On Aug 18, 2014, at 10:31 AM, Maxime Boissonneault
<maxime.boissonnea...@calculquebec.ca> wrote:
Indeed, that makes sense now.
Why isn't OpenMPI attempting to connect with the local loop for same node ?
This used to work with 1.6.5.
Maxime
Le 2014-08-18 13:11, Ralph Castain a écrit :
Yep, that pinpointed the problem:
[helios-login1:28558] [[63019,1],0] tcp:send_handler CONNECTING
[helios-login1:28558] [[63019,1],0]:tcp:complete_connect called for peer
[[63019,0],0] on socket 11
[helios-login1:28558] [[63019,1],0]-[[63019,0],0] tcp_peer_complete_connect:
connection failed: Connection refused (111)
[helios-login1:28558] [[63019,1],0] tcp_peer_close for [[63019,0],0] sd 11
state CONNECTING
[helios-login1:28558] [[63019,1],0] tcp:lost connection called for peer
[[63019,0],0]
The apps are trying to connect back to mpirun using the following addresses:
tcp://10.10.1.3,132.219.137.36,10.12.1.3:34237
The initial attempt is here
[helios-login1:28558] [[63019,1],0] orte_tcp_peer_try_connect: attempting to
connect to proc [[63019,0],0] on 10.10.1.3:34237 - 0 retries
I know there is a failover bug in the 1.8 series, and so if that connection got
rejected the proc would abort. Should we be using a different network? If so,
telling us via the oob_tcp_if_include param would be the solution.

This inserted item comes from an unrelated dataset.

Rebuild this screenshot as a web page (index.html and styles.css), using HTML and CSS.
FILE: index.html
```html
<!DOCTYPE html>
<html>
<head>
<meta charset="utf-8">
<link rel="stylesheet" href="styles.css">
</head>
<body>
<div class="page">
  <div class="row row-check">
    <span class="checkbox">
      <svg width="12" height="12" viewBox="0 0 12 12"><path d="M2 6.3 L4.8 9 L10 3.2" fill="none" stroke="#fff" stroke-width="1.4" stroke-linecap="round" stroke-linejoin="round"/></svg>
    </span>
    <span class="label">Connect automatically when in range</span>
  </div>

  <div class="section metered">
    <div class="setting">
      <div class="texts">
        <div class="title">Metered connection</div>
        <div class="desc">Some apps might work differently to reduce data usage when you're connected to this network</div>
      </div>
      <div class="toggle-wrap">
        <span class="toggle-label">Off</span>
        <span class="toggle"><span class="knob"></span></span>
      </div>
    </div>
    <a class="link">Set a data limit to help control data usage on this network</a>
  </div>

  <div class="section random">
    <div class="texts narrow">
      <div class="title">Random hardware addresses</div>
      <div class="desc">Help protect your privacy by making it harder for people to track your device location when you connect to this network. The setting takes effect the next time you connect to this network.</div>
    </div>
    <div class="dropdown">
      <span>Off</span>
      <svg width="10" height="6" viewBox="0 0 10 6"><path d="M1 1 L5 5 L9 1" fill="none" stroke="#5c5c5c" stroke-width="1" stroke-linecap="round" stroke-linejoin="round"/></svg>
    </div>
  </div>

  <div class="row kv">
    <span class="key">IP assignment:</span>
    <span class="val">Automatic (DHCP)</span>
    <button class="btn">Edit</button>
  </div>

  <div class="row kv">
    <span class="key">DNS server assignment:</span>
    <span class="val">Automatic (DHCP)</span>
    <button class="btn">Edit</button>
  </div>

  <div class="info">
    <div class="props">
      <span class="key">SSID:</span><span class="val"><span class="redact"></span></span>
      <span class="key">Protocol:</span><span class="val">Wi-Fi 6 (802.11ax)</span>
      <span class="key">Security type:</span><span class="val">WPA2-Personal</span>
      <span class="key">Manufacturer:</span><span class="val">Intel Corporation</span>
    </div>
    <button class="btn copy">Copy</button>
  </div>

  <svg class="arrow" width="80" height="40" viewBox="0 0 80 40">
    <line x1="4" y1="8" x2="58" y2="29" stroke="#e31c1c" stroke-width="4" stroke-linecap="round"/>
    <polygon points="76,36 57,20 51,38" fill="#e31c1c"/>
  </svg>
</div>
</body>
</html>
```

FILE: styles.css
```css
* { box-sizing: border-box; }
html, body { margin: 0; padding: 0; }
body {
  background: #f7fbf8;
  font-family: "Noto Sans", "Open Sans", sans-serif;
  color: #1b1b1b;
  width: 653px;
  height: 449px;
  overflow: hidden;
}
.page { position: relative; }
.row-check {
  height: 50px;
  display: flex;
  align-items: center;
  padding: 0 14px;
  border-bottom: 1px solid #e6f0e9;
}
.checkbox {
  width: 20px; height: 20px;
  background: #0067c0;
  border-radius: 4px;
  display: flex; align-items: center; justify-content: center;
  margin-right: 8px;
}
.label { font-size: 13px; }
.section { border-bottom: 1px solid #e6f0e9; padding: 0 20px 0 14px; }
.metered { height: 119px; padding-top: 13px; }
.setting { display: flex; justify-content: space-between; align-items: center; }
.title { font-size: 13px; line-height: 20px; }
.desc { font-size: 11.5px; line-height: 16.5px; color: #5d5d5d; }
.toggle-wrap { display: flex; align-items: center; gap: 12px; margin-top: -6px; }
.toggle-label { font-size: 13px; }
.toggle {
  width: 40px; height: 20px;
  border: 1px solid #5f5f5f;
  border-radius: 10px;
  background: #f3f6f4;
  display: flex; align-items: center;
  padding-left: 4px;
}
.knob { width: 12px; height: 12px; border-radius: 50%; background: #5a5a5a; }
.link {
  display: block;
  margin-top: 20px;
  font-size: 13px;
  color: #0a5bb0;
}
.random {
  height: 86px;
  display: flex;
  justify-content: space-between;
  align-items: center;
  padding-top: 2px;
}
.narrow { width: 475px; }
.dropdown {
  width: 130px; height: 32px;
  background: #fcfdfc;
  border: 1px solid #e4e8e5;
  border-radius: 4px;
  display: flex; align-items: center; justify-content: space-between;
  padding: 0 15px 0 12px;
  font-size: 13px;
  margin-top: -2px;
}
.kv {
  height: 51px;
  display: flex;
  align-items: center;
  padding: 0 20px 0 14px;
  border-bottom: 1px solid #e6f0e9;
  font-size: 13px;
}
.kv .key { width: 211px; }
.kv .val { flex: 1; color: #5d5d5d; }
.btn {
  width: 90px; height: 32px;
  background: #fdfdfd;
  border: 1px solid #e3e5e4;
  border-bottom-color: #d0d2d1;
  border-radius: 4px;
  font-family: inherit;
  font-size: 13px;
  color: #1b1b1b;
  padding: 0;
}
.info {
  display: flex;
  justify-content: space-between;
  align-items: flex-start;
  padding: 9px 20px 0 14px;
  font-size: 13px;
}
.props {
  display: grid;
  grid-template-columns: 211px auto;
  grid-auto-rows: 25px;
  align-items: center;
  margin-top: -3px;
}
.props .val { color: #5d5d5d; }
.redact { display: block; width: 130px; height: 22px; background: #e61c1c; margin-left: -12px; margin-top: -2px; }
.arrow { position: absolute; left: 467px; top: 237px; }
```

On Aug 18, 2014, at 10:04 AM, Maxime Boissonneault
<maxime.boissonnea...@calculquebec.ca> wrote:
Here it is.
Maxime
Le 2014-08-18 12:59, Ralph Castain a écrit :
Ah...now that showed the problem. To pinpoint it better, please add
-mca oob_base_verbose 10
and I think we'll have it
On Aug 18, 2014, at 9:54 AM, Maxime Boissonneault
<maxime.boissonnea...@calculquebec.ca> wrote:
This is all one one node indeed.
Attached is the output of
mpirun -np 4 --mca plm_base_verbose 10 -mca odls_base_verbose 5 -mca
state_base_verbose 5 -mca errmgr_base_verbose 5 ring_c |& tee
output_ringc_verbose.txt
Maxime
Le 2014-08-18 12:48, Ralph Castain a écrit :
This is all on one node, yes?
Try adding the following:
-mca odls_base_verbose 5 -mca state_base_verbose 5 -mca errmgr_base_verbose 5
Lot of garbage, but should tell us what is going on.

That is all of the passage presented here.